A once shady stretch of dilapidated houses and storefronts, Wellington West has morphed into Ottawa’s “it” neighborhood. Inside Maker House Co., find quirky objets d’art, furniture and housewares, most locally made, including deer heads fashioned from card stock that you fold yourself, origami-style. Farther on, the ceramicist Ginger McCoy’s Hintonburg Pottery showcases her turquoise-hued vessels, as well as other local art. Stop into the tasting room at Tooth and Nail; the microbrewery draws a flannel-wearing crowd for great small-batch beers, including Solo Mission, a bright, peachy, single-hopped pale ale.
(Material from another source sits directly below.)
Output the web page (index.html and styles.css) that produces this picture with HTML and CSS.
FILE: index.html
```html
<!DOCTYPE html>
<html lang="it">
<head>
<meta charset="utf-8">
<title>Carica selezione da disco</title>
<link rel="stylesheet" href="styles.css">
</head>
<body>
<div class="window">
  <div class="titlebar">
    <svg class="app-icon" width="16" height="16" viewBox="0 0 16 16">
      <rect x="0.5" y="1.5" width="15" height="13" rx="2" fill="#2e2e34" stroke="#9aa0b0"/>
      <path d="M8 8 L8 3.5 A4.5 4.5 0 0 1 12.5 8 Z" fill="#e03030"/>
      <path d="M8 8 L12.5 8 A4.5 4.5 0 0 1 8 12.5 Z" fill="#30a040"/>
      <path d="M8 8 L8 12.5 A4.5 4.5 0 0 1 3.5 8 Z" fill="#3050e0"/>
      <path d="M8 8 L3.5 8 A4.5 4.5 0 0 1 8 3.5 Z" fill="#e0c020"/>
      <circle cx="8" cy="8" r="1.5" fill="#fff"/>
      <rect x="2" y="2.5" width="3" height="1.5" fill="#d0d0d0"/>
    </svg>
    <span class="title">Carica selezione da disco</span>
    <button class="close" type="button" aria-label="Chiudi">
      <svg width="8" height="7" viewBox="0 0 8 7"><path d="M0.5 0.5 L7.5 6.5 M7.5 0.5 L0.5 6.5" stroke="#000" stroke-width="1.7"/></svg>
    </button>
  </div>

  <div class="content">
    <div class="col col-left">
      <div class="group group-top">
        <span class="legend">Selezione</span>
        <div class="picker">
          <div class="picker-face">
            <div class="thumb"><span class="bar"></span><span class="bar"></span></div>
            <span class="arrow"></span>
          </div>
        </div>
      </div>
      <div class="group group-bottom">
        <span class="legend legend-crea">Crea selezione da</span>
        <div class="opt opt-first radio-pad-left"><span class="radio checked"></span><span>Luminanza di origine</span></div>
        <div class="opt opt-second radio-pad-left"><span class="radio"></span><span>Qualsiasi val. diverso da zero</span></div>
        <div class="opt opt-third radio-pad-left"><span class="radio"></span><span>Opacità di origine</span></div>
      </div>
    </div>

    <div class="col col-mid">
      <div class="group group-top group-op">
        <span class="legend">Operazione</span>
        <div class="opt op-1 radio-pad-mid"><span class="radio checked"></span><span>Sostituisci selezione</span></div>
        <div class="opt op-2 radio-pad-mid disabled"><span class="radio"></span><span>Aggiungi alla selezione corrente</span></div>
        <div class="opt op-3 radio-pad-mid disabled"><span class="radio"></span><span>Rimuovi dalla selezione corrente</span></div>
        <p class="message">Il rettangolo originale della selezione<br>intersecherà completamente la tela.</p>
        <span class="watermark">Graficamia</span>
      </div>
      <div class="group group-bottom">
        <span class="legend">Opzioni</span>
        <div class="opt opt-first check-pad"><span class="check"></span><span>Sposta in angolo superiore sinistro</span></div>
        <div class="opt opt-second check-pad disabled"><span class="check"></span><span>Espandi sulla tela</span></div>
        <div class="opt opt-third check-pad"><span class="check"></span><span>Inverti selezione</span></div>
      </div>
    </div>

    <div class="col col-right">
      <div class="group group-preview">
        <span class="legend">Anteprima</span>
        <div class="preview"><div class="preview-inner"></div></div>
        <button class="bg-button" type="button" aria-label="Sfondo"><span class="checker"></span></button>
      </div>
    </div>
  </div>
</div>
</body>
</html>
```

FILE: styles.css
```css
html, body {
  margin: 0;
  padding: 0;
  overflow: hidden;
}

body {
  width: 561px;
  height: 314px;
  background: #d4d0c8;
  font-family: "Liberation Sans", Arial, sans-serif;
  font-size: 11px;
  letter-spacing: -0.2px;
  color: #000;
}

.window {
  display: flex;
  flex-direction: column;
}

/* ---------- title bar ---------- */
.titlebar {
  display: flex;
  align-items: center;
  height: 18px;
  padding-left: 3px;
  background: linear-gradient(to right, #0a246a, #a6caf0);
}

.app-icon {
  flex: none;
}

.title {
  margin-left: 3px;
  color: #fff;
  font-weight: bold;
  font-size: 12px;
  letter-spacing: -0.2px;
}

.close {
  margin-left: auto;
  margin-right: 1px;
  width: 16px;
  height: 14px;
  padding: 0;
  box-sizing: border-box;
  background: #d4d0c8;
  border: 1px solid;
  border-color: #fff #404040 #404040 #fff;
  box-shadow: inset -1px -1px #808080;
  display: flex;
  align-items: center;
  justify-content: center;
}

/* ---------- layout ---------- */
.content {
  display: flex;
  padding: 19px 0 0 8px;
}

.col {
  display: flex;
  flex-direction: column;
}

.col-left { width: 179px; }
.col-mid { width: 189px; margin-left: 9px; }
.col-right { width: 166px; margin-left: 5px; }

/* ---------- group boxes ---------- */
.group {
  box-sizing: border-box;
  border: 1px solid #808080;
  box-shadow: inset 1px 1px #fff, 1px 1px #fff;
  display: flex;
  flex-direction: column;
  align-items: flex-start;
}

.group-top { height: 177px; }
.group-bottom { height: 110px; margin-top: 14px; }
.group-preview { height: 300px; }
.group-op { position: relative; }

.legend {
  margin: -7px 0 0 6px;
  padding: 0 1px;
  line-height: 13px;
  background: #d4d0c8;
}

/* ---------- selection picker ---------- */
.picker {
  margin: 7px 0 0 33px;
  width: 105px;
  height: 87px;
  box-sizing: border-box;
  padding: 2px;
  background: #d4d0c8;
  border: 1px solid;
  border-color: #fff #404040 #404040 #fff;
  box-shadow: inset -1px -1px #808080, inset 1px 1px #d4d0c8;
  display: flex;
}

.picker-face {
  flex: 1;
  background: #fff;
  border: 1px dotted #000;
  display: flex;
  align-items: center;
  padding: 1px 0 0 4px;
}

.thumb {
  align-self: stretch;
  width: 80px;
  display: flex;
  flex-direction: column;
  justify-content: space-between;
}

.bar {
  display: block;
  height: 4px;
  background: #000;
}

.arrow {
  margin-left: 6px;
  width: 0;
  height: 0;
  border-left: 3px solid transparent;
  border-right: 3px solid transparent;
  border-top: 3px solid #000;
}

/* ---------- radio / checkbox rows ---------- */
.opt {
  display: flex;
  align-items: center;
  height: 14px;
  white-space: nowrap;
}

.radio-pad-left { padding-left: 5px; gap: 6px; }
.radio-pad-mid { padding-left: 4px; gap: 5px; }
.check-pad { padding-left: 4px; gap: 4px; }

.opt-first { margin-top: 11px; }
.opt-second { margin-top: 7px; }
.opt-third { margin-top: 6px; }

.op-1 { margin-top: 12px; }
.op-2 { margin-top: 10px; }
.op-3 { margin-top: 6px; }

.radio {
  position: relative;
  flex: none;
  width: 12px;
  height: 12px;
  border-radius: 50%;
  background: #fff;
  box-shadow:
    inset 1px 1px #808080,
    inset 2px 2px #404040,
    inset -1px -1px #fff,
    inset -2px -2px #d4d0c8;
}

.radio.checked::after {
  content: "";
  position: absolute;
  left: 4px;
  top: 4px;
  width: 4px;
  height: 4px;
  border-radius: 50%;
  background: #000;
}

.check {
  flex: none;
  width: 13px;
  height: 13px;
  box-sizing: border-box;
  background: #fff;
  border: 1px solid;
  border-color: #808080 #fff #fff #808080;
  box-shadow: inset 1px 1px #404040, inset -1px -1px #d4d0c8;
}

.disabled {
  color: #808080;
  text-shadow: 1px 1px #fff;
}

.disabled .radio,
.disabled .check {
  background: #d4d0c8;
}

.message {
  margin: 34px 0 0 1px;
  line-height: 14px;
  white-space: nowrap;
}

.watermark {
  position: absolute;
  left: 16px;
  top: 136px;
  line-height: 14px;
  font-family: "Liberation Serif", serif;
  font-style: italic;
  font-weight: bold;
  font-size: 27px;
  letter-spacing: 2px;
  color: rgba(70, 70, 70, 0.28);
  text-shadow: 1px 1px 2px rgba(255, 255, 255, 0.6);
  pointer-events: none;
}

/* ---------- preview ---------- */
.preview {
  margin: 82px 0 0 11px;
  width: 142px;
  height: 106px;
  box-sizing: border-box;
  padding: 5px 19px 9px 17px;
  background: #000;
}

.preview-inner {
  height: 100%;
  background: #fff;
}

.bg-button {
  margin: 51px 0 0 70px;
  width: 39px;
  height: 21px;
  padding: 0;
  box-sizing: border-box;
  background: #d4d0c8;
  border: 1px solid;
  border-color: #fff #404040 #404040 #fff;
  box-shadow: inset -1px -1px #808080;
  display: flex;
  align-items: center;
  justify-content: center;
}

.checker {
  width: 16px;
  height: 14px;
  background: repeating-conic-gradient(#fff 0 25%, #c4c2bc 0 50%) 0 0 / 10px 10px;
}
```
Built to accommodate Ottawa’s 19th-century canal builders, the ByWard Market neighborhood is a mix of pubs, clubs, fine-food shops and boutiques. The 1926 Market Square building is worth a stop if only for Moulin de Provence, a boulangerie serving patisserie and Québécois classics such as tourtière, a minced-pork-and-beef pie. Across the street, the irresistibly stinky House of Cheese stocks savory aged Lankaaster from Ontario (top prize in the 2013 Global Cheese Awards) and cheese curds for a DIY poutine. Nearby, the chocolatier Heinrich Stubbe has been making dark chocolate bars, truffles and a mean stollen for 27 years at Stubbe Chocolates. For a consummately Canadian sugar rush, stop by the original BeaverTails stand: the whole-wheat, deep-fried confections — slathered with everything from cinnamon and sugar to chocolate hazelnut — gained popularity here before going global.
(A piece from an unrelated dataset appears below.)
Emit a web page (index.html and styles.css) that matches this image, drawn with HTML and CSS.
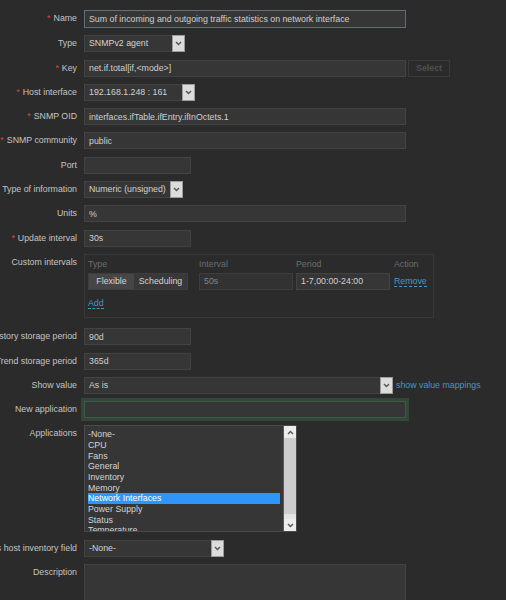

Just opposite the United States Embassy, Play Food & Wine is Stephen Beckta and Michael Moffatt’s casual, small-plates restaurant, spread over two floors. (Their Beckta restaurant has long been synonymous with Ottawa fine dining.) Start with cauliflower and apple soup, with curry and apple cardamom chutney, served in a teacup (9 Canadian dollars), before moving on to hanger steak and frites (17 dollars). Desserts — such as the white Cheddar apple crumble with candied bacon (9 dollars) — can be matched with a dessert wine flight.
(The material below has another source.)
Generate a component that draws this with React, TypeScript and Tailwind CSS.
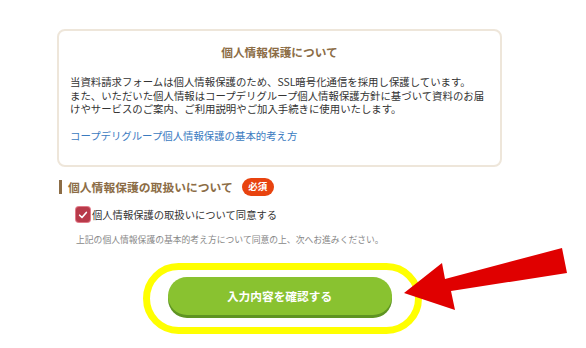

On the 16th floor of the new Andaz hotel, Copper, is the conspiratorial rooftop lounge Ottawa had been missing. Lights are low, the better to admire views of the twinkling city while sipping a 16th-Floor Martini, made with local Top Shelf Vodka and served with blue-cheese stuffed olives (17 Canadian dollars). On ground level, head to the 1849 Château Lafayette (fittingly nicknamed the Laff), said to be Ottawa’s oldest tavern, complete with quart bottles of Labatt 50 and rowdy live music. Nearby, the mazelike Heart & Crown pub consists of five interconnected bars spanning a city block and linked by doorways, dark corridors and stairs. On a recent night, a band performed Irish drinking songs in the front of the house, while a D.J. spun vintage hip-hop in another wing.
A menacing, house-size bronze spider (Maman, by Louise Bourgeois) stalks the entrance to the National Gallery (admission, 12 Canadian dollars), normally the place to see Canadian art. But renovations have closed those galleries through mid-May. Intrepid visitors, however, will discover one of the world’s largest collections of contemporary Inuit works on a basement floor. Sculptors working in stone, whale bone, walrus ivory, wood and antler offer a vision of life in the Far North. Familiar animal forms give way to unexpected chimeras, like Kiugak Ashoona’s Bird Creature, part bird, part crab, part man, sculpted in luminous green serpentine.
Accessible rents have transformed the north end of Dalhousie Street into a hub of local, ascendant designers. Workshop offers muted Canadiana — silk-screened T-shirts featuring antique snowshoes, howling wolves and other images (35 dollars). Up the street, Goods curates local prints, candles and pottery, including mugs (40 dollars) by Nina Marchewka. Warm up with a hot chai-der (part chai, part local Hall’s apple cider) inside Ottawa’s cafe chain Bridgehead, before checking out Victoire, which showcases Canadian fashions for “rebel girls with good manners.”
A brisk walk over the Alexandra Bridge, a railway span completed in 1900, leads to Gatineau, the Francophone half of Canada’s National Capital Region. There, the Canadian Museum of History (admission, 15 Canadian dollars) is largely under renovation until July, but it is worth a peek inside to see the Grand Hall. Towering totem poles from Haida Gwaii and the Pacific Coast stand beside a curving, six-story wall of windows, keeping silent sentry over the river.
Places to stay:
Château Laurier, now run by the Fairmont group, has for more than a century offered luxury accommodations in the heart of the city, just next door to Parliament and the Rideau Canal (fairmont.com/laurier-ottawa; 429 rooms, from around 200 Canadian dollars). Soaring turrets, Tiffany windows and grand ballrooms reflect its heritage as one of Canada’s grand railway hotels.